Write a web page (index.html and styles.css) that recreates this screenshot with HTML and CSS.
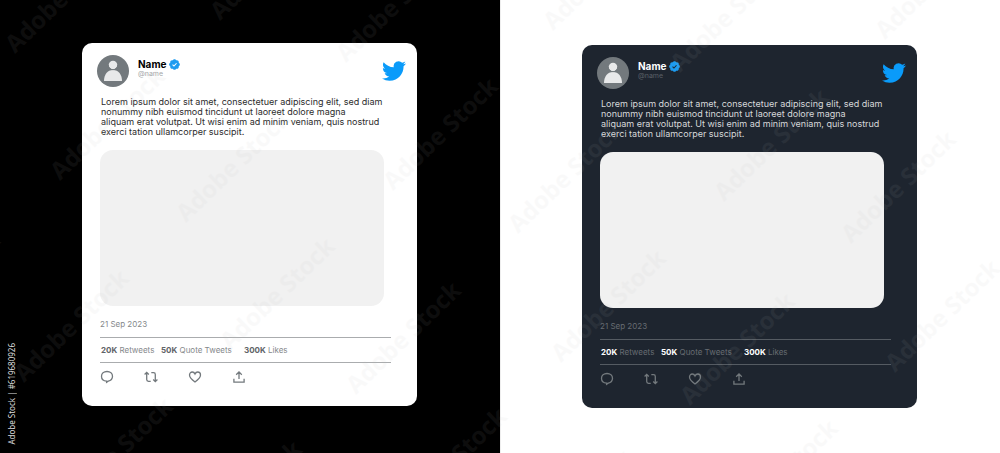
FILE: index.html
```html
<!DOCTYPE html>
<html lang="en">
<head>
    <meta charset="UTF-8">
    <meta name="viewport" content="width=device-width, initial-scale=1.0">
    <title>Tweet Cards</title>
    <link rel="stylesheet" href="styles.css">
</head>
<body>
    <!-- Shared icons -->
    <svg class="sprite" width="0" height="0" aria-hidden="true">
        <symbol id="user" viewBox="0 0 32 32">
            <circle cx="16" cy="16" r="16" fill="#73797d"/>
            <circle cx="16" cy="10" r="4.3" fill="#e8e9ea"/>
            <path d="M7 26c0-6.500 3.500-11 9-11s9 4.500 9 11z" fill="#e8e9ea"/>
            <path d="M11.300 10a4.700 4.700 0 0 0 9.400 0" fill="none" stroke="#73797d" stroke-width=".9"/>
        </symbol>
        <symbol id="verified" viewBox="1.500 1.500 21 21">
            <path fill="#1d9bf0" d="M22.250 12c0-1.430-.88-2.670-2.190-3.340.46-1.390.2-2.900-.81-3.910s-2.520-1.270-3.910-.81c-.66-1.310-1.910-2.190-3.340-2.190s-2.670.88-3.330 2.190c-1.400-.46-2.910-.2-3.920.81s-1.260 2.520-.8 3.910c-1.310.67-2.200 1.910-2.200 3.340s.89 2.670 2.200 3.340c-.46 1.390-.21 2.900.8 3.910s2.520 1.260 3.910.81c.67 1.310 1.910 2.190 3.340 2.190s2.680-.88 3.340-2.190c1.390.45 2.900.2 3.910-.81s1.270-2.520.81-3.910c1.310-.67 2.190-1.910 2.190-3.340z"/>
            <path d="M8.300 12.300l2.700 2.600 4.900-5.300" fill="none" stroke="currentColor" stroke-width="2"/>
        </symbol>
        <symbol id="bird" viewBox="0 2 24 20">
            <path fill="#0a9bfa" d="M23.953 4.570a10 10 0 01-2.825.775 4.958 4.958 0 002.163-2.723c-.951.555-2.005.959-3.127 1.184a4.920 4.920 0 00-8.384 4.482C7.690 8.095 4.067 6.130 1.640 3.162a4.822 4.822 0 00-.666 2.475c0 1.710.87 3.213 2.188 4.096a4.904 4.904 0 01-2.228-.616v.06a4.923 4.923 0 003.946 4.827 4.996 4.996 0 01-2.212.085 4.936 4.936 0 004.604 3.417 9.867 9.867 0 01-6.102 2.105c-.39 0-.779-.023-1.170-.067a13.995 13.995 0 007.557 2.209c9.053 0 13.998-7.496 13.998-13.985 0-.21 0-.42-.015-.63A9.935 9.935 0 0024 4.590z"/>
        </symbol>
        <symbol id="reply" viewBox="0 0 14 14">
            <path d="M7 1.500c3.200 0 5.500 2 5.500 4.800 0 2.500-2 4.400-4.300 4.900L6.600 12.300v-1.100C3.500 11 1.500 9 1.500 6.300 1.500 3.500 3.800 1.500 7 1.500z"/>
        </symbol>
        <symbol id="retweet" viewBox="0 0 14 14">
            <path d="M.6 4.500L2.700 2.400l2.100 2.100M2.700 2.700V9.500q0 1.800 1.800 1.800h2.200M7.300 2.700h2.200q1.800 0 1.800 1.800v6.800M9.200 9.500l2.100 2.100 2.100-2.100"/>
        </symbol>
        <symbol id="like" viewBox="0 0 14 14">
            <path d="M7 12C3.800 9.800 1.500 7.600 1.500 5.100c0-1.800 1.200-3.100 2.800-3.100C5.500 2 6.500 2.700 7 3.900 7.500 2.700 8.500 2 9.700 2c1.600 0 2.800 1.300 2.800 3.100C12.500 7.600 10.200 9.800 7 12z"/>
        </symbol>
        <symbol id="share" viewBox="0 0 14 14">
            <path d="M7 9V2M4.200 4.700L7 1.900l2.800 2.800M1.900 8.700v3.400h10.200V8.700"/>
        </symbol>
    </svg>

    <main class="page">
        <section class="panel panel-black">
            <article class="card card-light">
                <header class="card-header">
                    <svg class="avatar"><use href="#user"/></svg>
                    <div class="author">
                        <h2 class="name">Name <svg class="badge"><use href="#verified"/></svg></h2>
                        <p class="handle">@name</p>
                    </div>
                    <svg class="logo"><use href="#bird"/></svg>
                </header>
                <div class="card-body">
                    <p class="text">Lorem ipsum dolor sit amet, consectetuer adipiscing elit, sed diam<br>
                        nonummy nibh euismod tincidunt ut laoreet dolore magna<br>
                        aliquam erat volutpat. Ut wisi enim ad minim veniam, quis nostrud<br>
                        exerci tation ullamcorper suscipit.</p>
                    <div class="media"></div>
                    <time class="date" datetime="2023-09-21">21 Sep 2023</time>
                    <div class="stats">
                        <a href="#"><b>20K</b> Retweets</a>
                        <a href="#"><b>50K</b> Quote Tweets</a>
                        <a href="#"><b>300K</b> Likes</a>
                    </div>
                    <div class="actions">
                        <button aria-label="Reply"><svg><use href="#reply"/></svg></button>
                        <button aria-label="Retweet"><svg><use href="#retweet"/></svg></button>
                        <button aria-label="Like"><svg><use href="#like"/></svg></button>
                        <button aria-label="Share"><svg><use href="#share"/></svg></button>
                    </div>
                </div>
            </article>
        </section>

        <section class="panel panel-white">
            <article class="card card-dark">
                <header class="card-header">
                    <svg class="avatar"><use href="#user"/></svg>
                    <div class="author">
                        <h2 class="name">Name <svg class="badge"><use href="#verified"/></svg></h2>
                        <p class="handle">@name</p>
                    </div>
                    <svg class="logo"><use href="#bird"/></svg>
                </header>
                <div class="card-body">
                    <p class="text">Lorem ipsum dolor sit amet, consectetuer adipiscing elit, sed diam<br>
                        nonummy nibh euismod tincidunt ut laoreet dolore magna<br>
                        aliquam erat volutpat. Ut wisi enim ad minim veniam, quis nostrud<br>
                        exerci tation ullamcorper suscipit.</p>
                    <div class="media"></div>
                    <time class="date" datetime="2023-09-21">21 Sep 2023</time>
                    <div class="stats">
                        <a href="#"><b>20K</b> Retweets</a>
                        <a href="#"><b>50K</b> Quote Tweets</a>
                        <a href="#"><b>300K</b> Likes</a>
                    </div>
                    <div class="actions">
                        <button aria-label="Reply"><svg><use href="#reply"/></svg></button>
                        <button aria-label="Retweet"><svg><use href="#retweet"/></svg></button>
                        <button aria-label="Like"><svg><use href="#like"/></svg></button>
                        <button aria-label="Share"><svg><use href="#share"/></svg></button>
                    </div>
                </div>
            </article>
        </section>
    </main>

    <!-- Watermark -->
    <svg class="watermark" aria-hidden="true">
        <text transform="translate(15 54) rotate(-44)">Adobe Stock</text>
        <text transform="translate(220 21) rotate(-44)">Adobe Stock</text>
        <text transform="translate(346 63) rotate(-44)">Adobe Stock</text>
        <text transform="translate(60 181) rotate(-44)">Adobe Stock</text>
        <text transform="translate(186 223) rotate(-44)">Adobe Stock</text>
        <text transform="translate(393 191) rotate(-44)">Adobe Stock</text>
        <text transform="translate(-105 345) rotate(-44)">Adobe Stock</text>
        <text transform="translate(24 383) rotate(-44)">Adobe Stock</text>
        <text transform="translate(230 351) rotate(-44)">Adobe Stock</text>
        <text transform="translate(356 395) rotate(-44)">Adobe Stock</text>
        <text transform="translate(68 511) rotate(-44)">Adobe Stock</text>
        <text transform="translate(197 554) rotate(-44)">Adobe Stock</text>
        <text transform="translate(402 521) rotate(-44)">Adobe Stock</text>
        <text transform="translate(553 31) rotate(-44)">Adobe Stock</text>
        <text transform="translate(680 73) rotate(-44)">Adobe Stock</text>
        <text transform="translate(885 40) rotate(-44)">Adobe Stock</text>
        <text transform="translate(518 234) rotate(-44)">Adobe Stock</text>
        <text transform="translate(724 202) rotate(-44)">Adobe Stock</text>
        <text transform="translate(851 244) rotate(-44)">Adobe Stock</text>
        <text transform="translate(561 363) rotate(-44)">Adobe Stock</text>
        <text transform="translate(690 406) rotate(-44)">Adobe Stock</text>
        <text transform="translate(895 373) rotate(-44)">Adobe Stock</text>
        <text transform="translate(733 533) rotate(-44)">Adobe Stock</text>
        <text transform="translate(527 563) rotate(-44)">Adobe Stock</text>
    </svg>
    <p class="credit">Adobe Stock | #619680926</p>
</body>
</html>
```
FILE: styles.css
```css
* {
    box-sizing: border-box;
}
body {
    margin: 0;
    font-family: "Inter", "Open Sans", sans-serif;
    font-size: 9px;
    position: relative;
    overflow: hidden;
}
h2, p {
    margin: 0;
}
.sprite {
    position: absolute;
}
.page {
    display: grid;
    grid-template-columns: 1fr 1fr;
    min-height: 100vh;
}
.panel {
    display: flex;
    justify-content: center;
    align-items: flex-start;
    padding-right: 1px;
    padding-bottom: 44px;
}
.panel-black {
    background-color: #000;
    padding-top: 43px;
}
.panel-white {
    background-color: #fff;
    padding-top: 45px;
    box-shadow: inset 1px 0 #eee;
}
.card {
    width: 67%;
    min-width: 335px;
    padding: 12px 11px 22px 15px;
    border-radius: 10px;
}
.card-light {
    --bg: #fff;
    --title: #000;
    --text: #2c2c2c;
    --strong: #5f6468;
    --muted: #85888b;
    --handle: #a5a7a9;
    --line: #aaacae;
    --icon: #73797d;
}
.card-dark {
    --bg: #1e252f;
    --title: #fff;
    --text: #d6d8da;
    --strong: #fff;
    --muted: #676c72;
    --handle: #5b6067;
    --line: #555b62;
    --icon: #73797d;
}
.card {
    background-color: var(--bg);
    color: var(--text);
}
.card-header {
    display: flex;
    align-items: flex-start;
}
.avatar {
    width: 32px;
    height: 32px;
}
.author {
    flex: 1;
    padding: 2px 0 0 9px;
}
.name {
    display: flex;
    align-items: center;
    gap: 2px;
    color: var(--title);
    font-size: 10px;
    font-weight: 700;
    line-height: 14px;
}
.badge {
    width: 11px;
    height: 11px;
    color: var(--bg);
}
.handle {
    color: var(--handle);
    font-size: 7px;
    line-height: 6px;
}
.logo {
    width: 24px;
    height: 20px;
    margin-top: 6px;
}
.card-body {
    padding: 10px 15px 0 3px;
}
.text {
    padding-left: 1px;
    font-size: 9px;
    line-height: 10px;
    white-space: nowrap;
}
.media {
    height: 156px;
    margin: 13px 7px 13px 0;
    border-radius: 13px;
    background-color: #f1f1f1;
}
.date {
    display: block;
    color: var(--muted);
    font-size: 8px;
    line-height: 10px;
}
.stats {
    display: grid;
    grid-template-columns: 60px 83px auto;
    margin-top: 8px;
    padding-left: 1px;
    border-top: 1px solid var(--line);
    border-bottom: 1px solid var(--line);
    font-size: 8px;
    line-height: 24px;
    white-space: nowrap;
}
.stats a {
    color: var(--muted);
    text-decoration: none;
}
.stats b {
    color: var(--strong);
    font-weight: 700;
}
.actions {
    display: flex;
    gap: 30px;
    margin-top: 7px;
}
.actions button {
    display: flex;
    padding: 0;
    border: none;
    background: none;
    color: var(--icon);
    cursor: pointer;
}
.actions svg {
    width: 14px;
    height: 14px;
    fill: none;
    stroke: currentColor;
    stroke-width: 1.3px;
}
.watermark {
    position: absolute;
    top: 0;
    left: 0;
    width: 100%;
    height: 100%;
    pointer-events: none;
    fill: #bbb;
    opacity: 0.07;
    font-family: "Open Sans", sans-serif;
    font-size: 24px;
    font-weight: 700;
}
.credit {
    position: absolute;
    left: 5px;
    bottom: 8px;
    color: #ddd;
    font-family: "Noto Sans", sans-serif;
    font-size: 8px;
    line-height: 14px;
    writing-mode: vertical-rl;
    transform: rotate(180deg);
}
```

■ **Stated task**
State how many lines above contain the string "page", with no other words.

■ **Task response**
3